Provided material start

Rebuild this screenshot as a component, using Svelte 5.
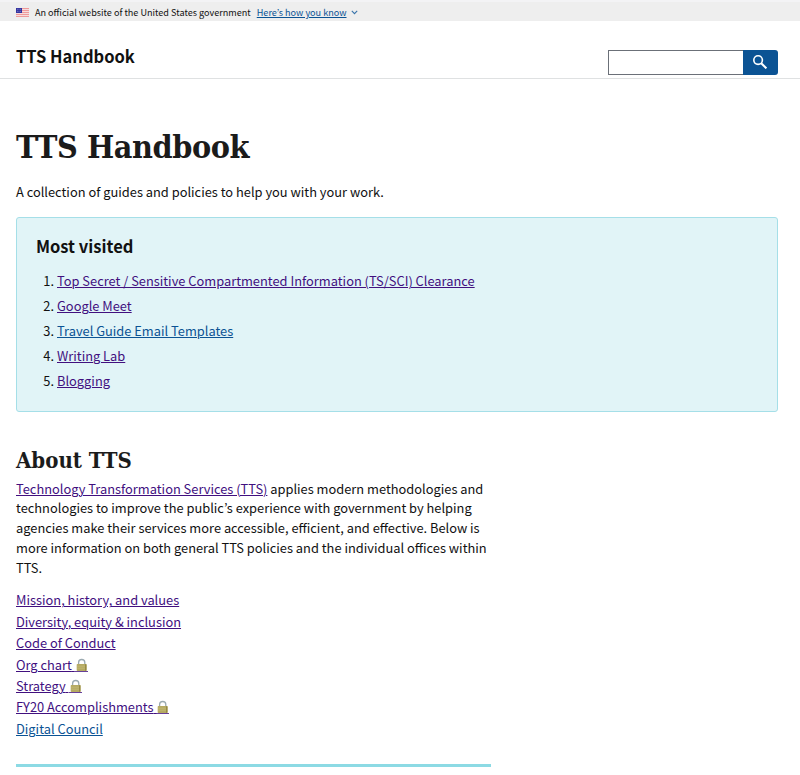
<script>
  const mostVisited = [
    { label: 'Top Secret / Sensitive Compartmented Information (TS/SCI) Clearance', visited: true },
    { label: 'Google Meet', visited: true },
    { label: 'Travel Guide Email Templates', visited: false },
    { label: 'Writing Lab', visited: true },
    { label: 'Blogging', visited: true }
  ];
  const aboutLinks = [
    { label: 'Mission, history, and values', visited: true },
    { label: 'Diversity, equity & inclusion', visited: true },
    { label: 'Code of Conduct', visited: true },
    { label: 'Org chart', visited: true, locked: true },
    { label: 'Strategy', visited: true, locked: true },
    { label: 'FY20 Accomplishments', visited: true, locked: true },
    { label: 'Digital Council', visited: false }
  ];
</script>

<div class="banner">
  <svg class="flag" width="13" height="9" viewBox="0 0 13 9" aria-hidden="true">
    <rect width="13" height="9" fill="#f7dcdc" />
    <path d="M0 .5h13M0 2.5h13M0 4.5h13M0 6.5h13M0 8.5h13" stroke="#ee9a9a" />
    <rect width="6" height="5" fill="#3434a0" />
    <path d="M1 1.3h4M1 3.4h4" stroke="#9c9cd8" stroke-width=".7" stroke-dasharray=".8 .8" />
  </svg>
  <span class="official">An official website of the United States government</span>
  <a class="how" href="#how">Here’s how you know</a>
  <svg class="chevron" width="7" height="5" viewBox="0 0 7 5" aria-hidden="true">
    <path d="M.8.9 3.5 3.6 6.2.9" fill="none" stroke="#3873aa" stroke-width="1.1" />
  </svg>
</div>

<header>
  <div class="brand">TTS Handbook</div>
  <form class="search">
    <input type="text" aria-label="Search" />
    <button type="button" aria-label="Search">
      <svg width="14" height="14" viewBox="0 0 14 14">
        <circle cx="5.1" cy="5.1" r="4.3" fill="none" stroke="#fff" stroke-width="1.6" />
        <path d="m8.2 8.2 5.2 5.2" stroke="#fff" stroke-width="2" />
      </svg>
    </button>
  </form>
</header>

<main>
  <h1>TTS Handbook</h1>
  <p class="intro">A collection of guides and policies to help you with your work.</p>

  <section class="card">
    <h2>Most visited</h2>
    <ol>
      {#each mostVisited as item, i}
        <li><span class="num">{i + 1}.</span><a href="#page" class:visited={item.visited}>{item.label}</a></li>
      {/each}
    </ol>
  </section>

  <section class="about">
    <h2>About TTS</h2>
    <p>
      <a href="#tts" class="visited">Technology Transformation Services (TTS)</a> applies modern methodologies and<br />
      technologies to improve the public’s experience with government by helping<br />
      agencies make their services more accessible, efficient, and effective. Below is<br />
      more information on both general TTS policies and the individual offices within<br />
      TTS.
    </p>
    <ul>
      {#each aboutLinks as link}
        <li>
          <a href="#page" class:visited={link.visited}>{link.label}{#if link.locked}&nbsp;<svg class="lock" width="13" height="14" viewBox="0 0 13 14" aria-hidden="true">
                <path d="M0 13.5h13" stroke="#41107f" stroke-opacity=".8" />
                <path d="M3.6 7V4.6a3.1 3.1 0 0 1 6.2 0V7" fill="none" stroke="#9aa9b0" stroke-width="1.3" />
                <rect x="1.7" y="6" width="10" height="7" rx=".8" fill="#b5aa62" />
                <path d="M2.2 8.2h9M2.2 10.2h9" stroke="#cbc17e" stroke-width=".6" />
                <path d="M10.7 6.2v6.6" stroke="#928642" stroke-width="1.2" />
              </svg>{/if}</a>
        </li>
      {/each}
    </ul>
  </section>
</main>

<style>
  :global(body) {
    background: #fff;
    color: #111;
    font: 12.85px/20px 'Noto Sans CJK KR', sans-serif;
  }
  h1, h2, p, ol, ul { margin: 0; padding: 0; }
  ol, ul { list-style: none; }
  a {
    color: #0b5394;
    text-decoration: underline;
    text-decoration-thickness: 1px;
    text-underline-offset: 1px;
  }
  a.visited { color: #41107f; }
  .banner {
    box-sizing: border-box;
    height: 21px;
    border-top: 2px solid #f3f3f5;
    background: #eee;
    display: flex;
    align-items: center;
    padding: 1px 16px 0;
    font-size: 9.1px;
    line-height: 16px;
  }
  .flag { margin-right: 6px; }
  .how { margin: 0 4px 0 6px; }
  header {
    box-sizing: border-box;
    height: 58px;
    border-bottom: 1px solid #dfe1e2;
    display: flex;
    justify-content: space-between;
    padding: 0 22px 0 16px;
  }
  .brand { font-size: 16.5px; font-weight: 700; line-height: 24px; padding-top: 23px; }
  .search { display: flex; height: 25px; margin-top: 29px; }
  .search input {
    box-sizing: border-box;
    width: 135px;
    height: 25px;
    border: 1px solid #6b7078;
    border-right: 0;
    border-radius: 0;
    padding: 0 6px;
    background: #fff;
  }
  .search button {
    width: 35px;
    height: 25px;
    border: 0;
    border-radius: 0 3px 3px 0;
    padding: 0 1px 1px 0;
    background: #0b5394;
    display: flex;
    align-items: center;
    justify-content: center;
  }
  main { padding: 0 22px 0 16px; }
  h1 {
    font: 700 32px/40px 'DejaVu Serif Condensed', 'DejaVu Serif', serif;
    letter-spacing: -0.4px;
    color: #1b1b1b;
    padding-top: 48px;
    white-space: nowrap;
  }
  .intro { padding-top: 15px; }
  .card {
    box-sizing: border-box;
    height: 195px;
    margin-top: 15px;
    border: 1px solid #a5dfe8;
    border-radius: 3px;
    background: #e1f4f7;
    padding: 16px 19px;
  }
  .card h2 { font-size: 16.5px; line-height: 24px; }
  .card ol { padding-top: 10px; }
  .card li { height: 25px; line-height: 25px; display: flex; }
  .num { width: 18px; padding-right: 3px; text-align: right; }
  .about { width: 475px; padding-top: 34px; border-bottom: 3px solid #8cdae4; white-space: nowrap; }
  .about h2 {
    font: 700 22px/28px 'DejaVu Serif Condensed', 'DejaVu Serif', serif;
    color: #1b1b1b;
    padding-bottom: 4.5px;
  }
  .about p { line-height: 19.8px; }
  .about ul { padding: 12px 0 24.5px; }
  .about li { height: 21.4px; line-height: 21.4px; }
  .lock { vertical-align: -2px; }
</style>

Provided material end

> Exercise objective
Images should not appear in the copy; retype the listing above exactly.

> Solution to this problem
Rebuild this screenshot as a component, using Svelte 5.
<script>
  const mostVisited = [
    { label: 'Top Secret / Sensitive Compartmented Information (TS/SCI) Clearance', visited: true },
    { label: 'Google Meet', visited: true },
    { label: 'Travel Guide Email Templates', visited: false },
    { label: 'Writing Lab', visited: true },
    { label: 'Blogging', visited: true }
  ];
  const aboutLinks = [
    { label: 'Mission, history, and values', visited: true },
    { label: 'Diversity, equity & inclusion', visited: true },
    { label: 'Code of Conduct', visited: true },
    { label: 'Org chart', visited: true, locked: true },
    { label: 'Strategy', visited: true, locked: true },
    { label: 'FY20 Accomplishments', visited: true, locked: true },
    { label: 'Digital Council', visited: false }
  ];
</script>

<div class="banner">
  <svg class="flag" width="13" height="9" viewBox="0 0 13 9" aria-hidden="true">
    <rect width="13" height="9" fill="#f7dcdc" />
    <path d="M0 .5h13M0 2.5h13M0 4.5h13M0 6.5h13M0 8.5h13" stroke="#ee9a9a" />
    <rect width="6" height="5" fill="#3434a0" />
    <path d="M1 1.3h4M1 3.4h4" stroke="#9c9cd8" stroke-width=".7" stroke-dasharray=".8 .8" />
  </svg>
  <span class="official">An official website of the United States government</span>
  <a class="how" href="#how">Here’s how you know</a>
  <svg class="chevron" width="7" height="5" viewBox="0 0 7 5" aria-hidden="true">
    <path d="M.8.9 3.5 3.6 6.2.9" fill="none" stroke="#3873aa" stroke-width="1.1" />
  </svg>
</div>

<header>
  <div class="brand">TTS Handbook</div>
  <form class="search">
    <input type="text" aria-label="Search" />
    <button type="button" aria-label="Search">
      <svg width="14" height="14" viewBox="0 0 14 14">
        <circle cx="5.1" cy="5.1" r="4.3" fill="none" stroke="#fff" stroke-width="1.6" />
        <path d="m8.2 8.2 5.2 5.2" stroke="#fff" stroke-width="2" />
      </svg>
    </button>
  </form>
</header>

<main>
  <h1>TTS Handbook</h1>
  <p class="intro">A collection of guides and policies to help you with your work.</p>

  <section class="card">
    <h2>Most visited</h2>
    <ol>
      {#each mostVisited as item, i}
        <li><span class="num">{i + 1}.</span><a href="#page" class:visited={item.visited}>{item.label}</a></li>
      {/each}
    </ol>
  </section>

  <section class="about">
    <h2>About TTS</h2>
    <p>
      <a href="#tts" class="visited">Technology Transformation Services (TTS)</a> applies modern methodologies and<br />
      technologies to improve the public’s experience with government by helping<br />
      agencies make their services more accessible, efficient, and effective. Below is<br />
      more information on both general TTS policies and the individual offices within<br />
      TTS.
    </p>
    <ul>
      {#each aboutLinks as link}
        <li>
          <a href="#page" class:visited={link.visited}>{link.label}{#if link.locked}&nbsp;<svg class="lock" width="13" height="14" viewBox="0 0 13 14" aria-hidden="true">
                <path d="M0 13.5h13" stroke="#41107f" stroke-opacity=".8" />
                <path d="M3.6 7V4.6a3.1 3.1 0 0 1 6.2 0V7" fill="none" stroke="#9aa9b0" stroke-width="1.3" />
                <rect x="1.7" y="6" width="10" height="7" rx=".8" fill="#b5aa62" />
                <path d="M2.2 8.2h9M2.2 10.2h9" stroke="#cbc17e" stroke-width=".6" />
                <path d="M10.7 6.2v6.6" stroke="#928642" stroke-width="1.2" />
              </svg>{/if}</a>
        </li>
      {/each}
    </ul>
  </section>
</main>

<style>
  :global(body) {
    background: #fff;
    color: #111;
    font: 12.85px/20px 'Noto Sans CJK KR', sans-serif;
  }
  h1, h2, p, ol, ul { margin: 0; padding: 0; }
  ol, ul { list-style: none; }
  a {
    color: #0b5394;
    text-decoration: underline;
    text-decoration-thickness: 1px;
    text-underline-offset: 1px;
  }
  a.visited { color: #41107f; }
  .banner {
    box-sizing: border-box;
    height: 21px;
    border-top: 2px solid #f3f3f5;
    background: #eee;
    display: flex;
    align-items: center;
    padding: 1px 16px 0;
    font-size: 9.1px;
    line-height: 16px;
  }
  .flag { margin-right: 6px; }
  .how { margin: 0 4px 0 6px; }
  header {
    box-sizing: border-box;
    height: 58px;
    border-bottom: 1px solid #dfe1e2;
    display: flex;
    justify-content: space-between;
    padding: 0 22px 0 16px;
  }
  .brand { font-size: 16.5px; font-weight: 700; line-height: 24px; padding-top: 23px; }
  .search { display: flex; height: 25px; margin-top: 29px; }
  .search input {
    box-sizing: border-box;
    width: 135px;
    height: 25px;
    border: 1px solid #6b7078;
    border-right: 0;
    border-radius: 0;
    padding: 0 6px;
    background: #fff;
  }
  .search button {
    width: 35px;
    height: 25px;
    border: 0;
    border-radius: 0 3px 3px 0;
    padding: 0 1px 1px 0;
    background: #0b5394;
    display: flex;
    align-items: center;
    justify-content: center;
  }
  main { padding: 0 22px 0 16px; }
  h1 {
    font: 700 32px/40px 'DejaVu Serif Condensed', 'DejaVu Serif', serif;
    letter-spacing: -0.4px;
    color: #1b1b1b;
    padding-top: 48px;
    white-space: nowrap;
  }
  .intro { padding-top: 15px; }
  .card {
    box-sizing: border-box;
    height: 195px;
    margin-top: 15px;
    border: 1px solid #a5dfe8;
    border-radius: 3px;
    background: #e1f4f7;
    padding: 16px 19px;
  }
  .card h2 { font-size: 16.5px; line-height: 24px; }
  .card ol { padding-top: 10px; }
  .card li { height: 25px; line-height: 25px; display: flex; }
  .num { width: 18px; padding-right: 3px; text-align: right; }
  .about { width: 475px; padding-top: 34px; border-bottom: 3px solid #8cdae4; white-space: nowrap; }
  .about h2 {
    font: 700 22px/28px 'DejaVu Serif Condensed', 'DejaVu Serif', serif;
    color: #1b1b1b;
    padding-bottom: 4.5px;
  }
  .about p { line-height: 19.8px; }
  .about ul { padding: 12px 0 24.5px; }
  .about li { height: 21.4px; line-height: 21.4px; }
  .lock { vertical-align: -2px; }
</style>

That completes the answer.